Patti Bergstrom of Gardner’s The Velvet Goose feels similarly about discounts. Many small businesses like hers do not have the same mass of inventory to run through as Target or Walmart, she said. One of her suppliers, the quilted accessories brand Vera Bradley, is recommending a host of deals: Get a free lumbar pillow. Buy this tote at half price, if you’ve already spent $100.
“But that’s not my style,” Bergstrom said. “I fill a niche. I sell specialty items. Hopefully, people will continue to shop for that.”

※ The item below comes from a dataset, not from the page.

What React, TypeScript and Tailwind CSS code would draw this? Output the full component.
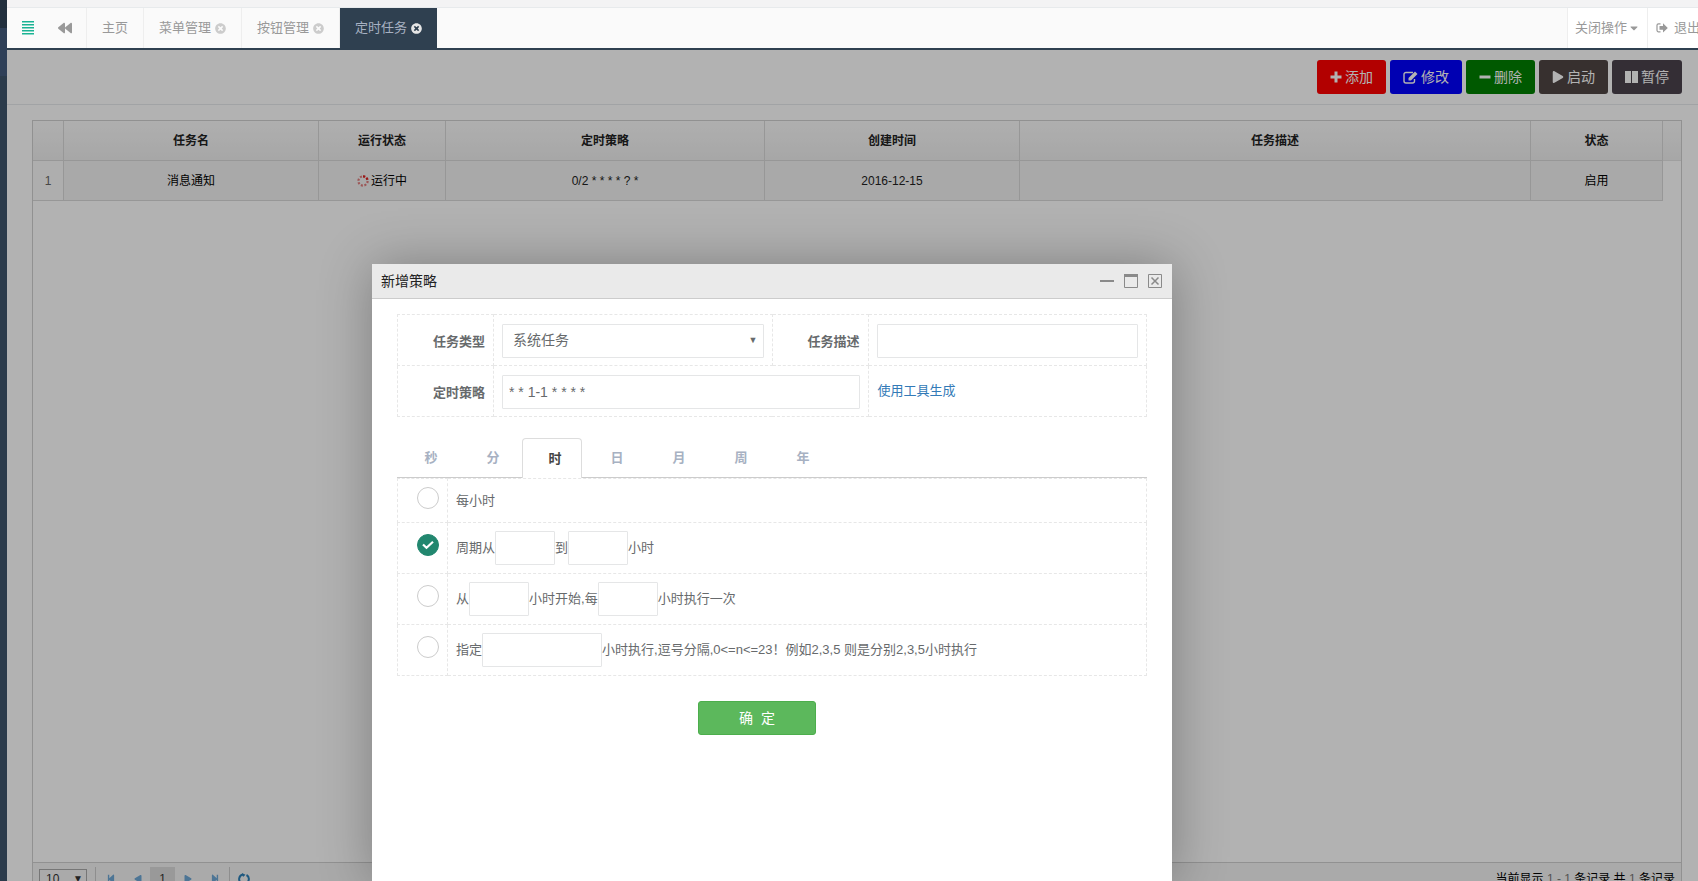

Among those who benefit from the swath of inventory are off-price retailers, including Burlington Stores and TJX. They’re scooping up excess product and delivering it to customers at low prices. In a recent earnings call, TJX announced that “the availability of merchandise across good, better, and best brands was exceptional.”
The company CFO reiterated that in August: “We’re going to have some of the best branded content we’ve had in a while.”
So while people deal with mounting electricity bills and record-breaking rents, a discount from retailers is at least one thing to look forward to this holiday season.